Editor’s note: This was originally printed as an afterword in the final Dollarway High School yearbook printed in 2023. Dollarway and Pine Bluff high schools merged after the 2022-23 school year, two years after the Dollarway School District was annexed into the Pine Bluff School District.

F riday evening in 2000, the opening day, the graduating Class of 1975 gathered at the Holiday Inn Civic Center for our 25th Class Reunion in Pine Bluff, Arkansas. It was a bittersweet reunion. However, we did not represent all 140-plus of us (those we lost, those who did not graduate that year and even those who could not earn their high school diplomas).

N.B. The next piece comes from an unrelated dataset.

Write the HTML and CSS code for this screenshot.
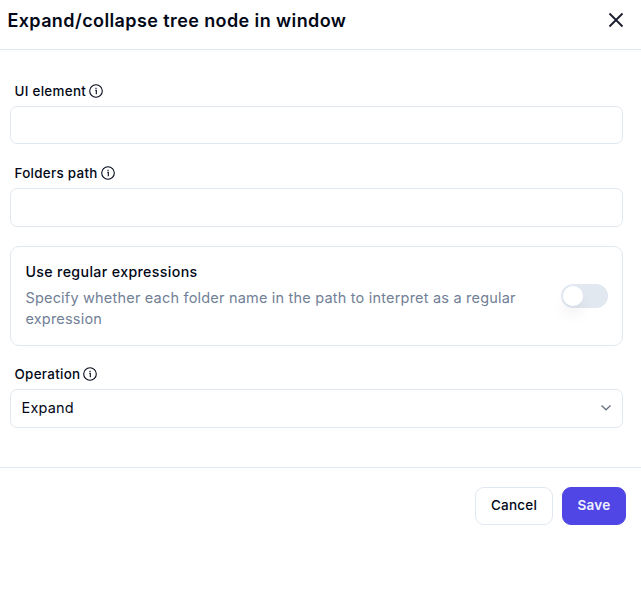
FILE: index.html
```html
<!DOCTYPE html>
<html lang="en">
<head>
<meta charset="utf-8">
<title>Expand/collapse tree node in window</title>
<link rel="stylesheet" href="styles.css">
</head>
<body>
<header class="header">
  <h1 class="title">Expand/collapse tree node in window</h1>
  <button class="close" aria-label="Close"><svg width="16" height="16" viewBox="0 0 16 16"><path d="M1.5 1.5l13 13M14.5 1.5l-13 13"/></svg></button>
</header>
<main class="form">
  <div class="label">UI element <svg class="info" viewBox="0 0 14 14"><circle cx="7" cy="7" r="6.3"/><path d="M6.2 6.3h1.1v3.9M7 3.7v1.2"/></svg></div>
  <div class="field first"></div>
  <div class="label">Folders path <svg class="info" viewBox="0 0 14 14"><circle cx="7" cy="7" r="6.3"/><path d="M6.2 6.3h1.1v3.9M7 3.7v1.2"/></svg></div>
  <div class="field"></div>
  <section class="card">
    <div class="copy">
      <h2 class="card-title">Use regular expressions</h2>
      <p class="description">Specify whether each folder name in the path to interpret as a regular expression</p>
    </div>
    <div class="switch"><span class="thumb"></span></div>
  </section>
  <div class="label">Operation <svg class="info" viewBox="0 0 14 14"><circle cx="7" cy="7" r="6.3"/><path d="M6.2 6.3h1.1v3.9M7 3.7v1.2"/></svg></div>
  <div class="field select"><span>Expand</span><svg class="chevron" viewBox="0 0 12 8"><path d="M1.5 1.5l4.5 4.3 4.5-4.3"/></svg></div>
</main>
<footer class="footer">
  <button class="button cancel">Cancel</button>
  <button class="button save">Save</button>
</footer>
</body>
</html>
```
FILE: styles.css
```css
* { box-sizing: border-box; }
body { margin: 0; background: #fff; color: #020817; font-family: Inter, sans-serif; }
h1, h2, p { margin: 0; }
button { font-family: inherit; }
svg { fill: none; stroke: currentColor; }
.header { height: 50px; display: flex; align-items: flex-start; justify-content: space-between; padding: 8px 17px 0 7.4px; border-bottom: 1px solid #e2e8f0; }
.title { font-size: 18px; line-height: 25px; font-weight: 600; letter-spacing: 0.4px; }
.close { display: flex; border: 0; padding: 0; margin-top: 4px; background: none; color: #1c2030; }
.close svg { stroke-width: 1.9; }
.form { height: 418px; padding: 31px 18px 0 10px; border-bottom: 1px solid #e2e8f0; }
.label { display: flex; align-items: center; gap: 3px; height: 20px; margin-bottom: 5px; padding-left: 4.5px; font-size: 13.4px; font-weight: 500; letter-spacing: 0.3px; }
.info { width: 14px; height: 14px; stroke-width: 1.1; }
.field { height: 39px; margin-bottom: 19px; border: 1px solid #e2e8f0; border-radius: 7px; }
.first { height: 38px; }
.card { display: flex; align-items: center; justify-content: space-between; height: 100px; margin-bottom: 18px; padding: 0 14px 0 14.4px; border: 1px solid #e2e8f0; border-radius: 9px; }
.copy { width: 510px; }
.card-title { font-size: 14.2px; line-height: 20px; font-weight: 500; letter-spacing: 0.36px; margin-bottom: 5px; padding-top: 1px; }
.description { color: #718096; font-size: 14.5px; line-height: 21px; letter-spacing: 0.2px; margin-bottom: 2px; }
.switch { width: 47px; height: 24px; padding: 2px; border-radius: 12px; background: #e2e8f0; }
.thumb { display: block; width: 20px; height: 20px; border-radius: 50%; background: #fff; box-shadow: 0 10px 15px -3px rgb(0 0 0 / 10%); }
.select { display: flex; align-items: center; justify-content: space-between; padding: 0 10px 2px 10.5px; font-size: 14.5px; letter-spacing: 0.2px; }
.chevron { width: 12px; height: 8px; color: #6b7280; stroke-width: 1.3; }
.footer { display: flex; justify-content: flex-end; gap: 9px; padding: 19px 15px 0 0; }
.button { height: 38px; border: 1px solid #e2e8f0; border-radius: 9px; background: #fff; font-size: 13.5px; font-weight: 500; letter-spacing: 0.2px; color: #020817; padding: 0 0 2px; }
.cancel { width: 78px; }
.save { width: 64px; border-color: #4f46e5; background: #4f46e5; color: #f0f1ff; font-weight: 600; }
```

Our journey began with many of our African American classmates in first grade and many of our white classmates during the turbulence of school desegregation in 1969 — we were the first class to be fully integrated into Townsend Park and Dollarway schools. Some memories remain very salient in my mind, whereas others dimmed. Nonetheless, there we were clustered and stuffed in one of our rooms, laughing, hugging, joking, praying, toasting and getting reacquainted.

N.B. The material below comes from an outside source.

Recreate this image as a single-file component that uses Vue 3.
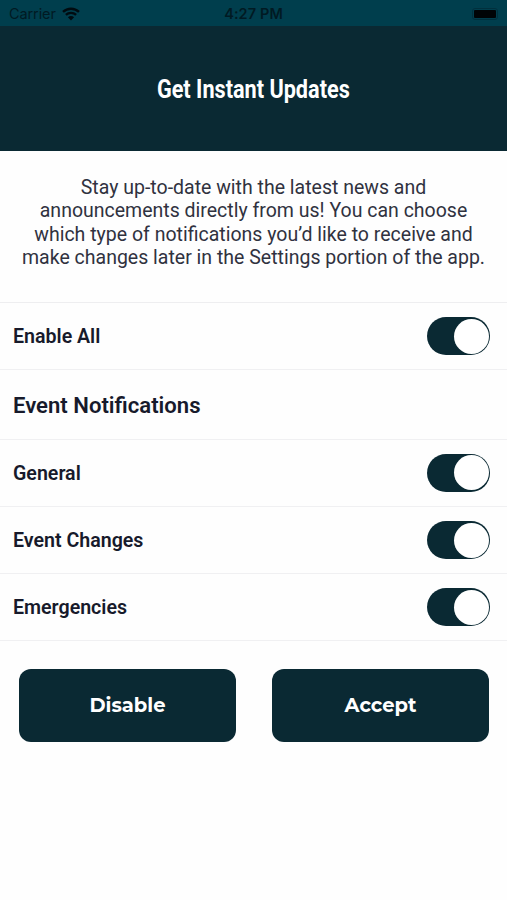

Our class remembered and celebrated every one of us that weekend. Yes, we were all there, and the reunion was indeed bittersweet. I vividly remember the hugs, snuggling, laughter, jolting and shooting the breeze (jonning) and the reminiscing of so many wonderful fun memories of our 17- and 18-year-old-selves who had already declared themselves adults, bubbling over with excitement, dreams (and fear) of starting the next chapters of our lives. Of course, there were a few mumbles and grumbles of past hurts, open wounds, couched in grudges of past kid fallout stuff from our earlier high school years. But even those could not hold a candle to the love that poured from our reunion, swamping down and healing hurt feelings and infiltrating the building with so much love. I remember feeling like we were all siblings with a history of fights and deep love and who still loved each other unconditionally.

I was asked 10 years later, in 2010, to write the afterword to the book, “Remembrances in Black: Personal Perspectives of the African American Experience at the University of Ark., 1940s-2000s,” a historical monograph about desegregation at the University of Arkansas. I titled the afterword for the book “Write This Down” because in Exodus 17, following a major victory, God instructed Moses to record the momentous events that have occurred as testimonials and evidence of God’s grace and goodness for his people for future generations to know. Rarely is the gift in what we write down for ourselves, but rather what we write down for others.

I was so honored then, as I am now, to be asked to write a brief historical monograph as an afterword for the Class of 1975’s desegregation of the Dollarway School District. This dedication is a once-in-a-lifetime opportunity. For us, the Class of 1975, it is an opportunity to celebrate our beloved high school! For us, it is not just the gift in what we write down for ourselves but what we write down for others.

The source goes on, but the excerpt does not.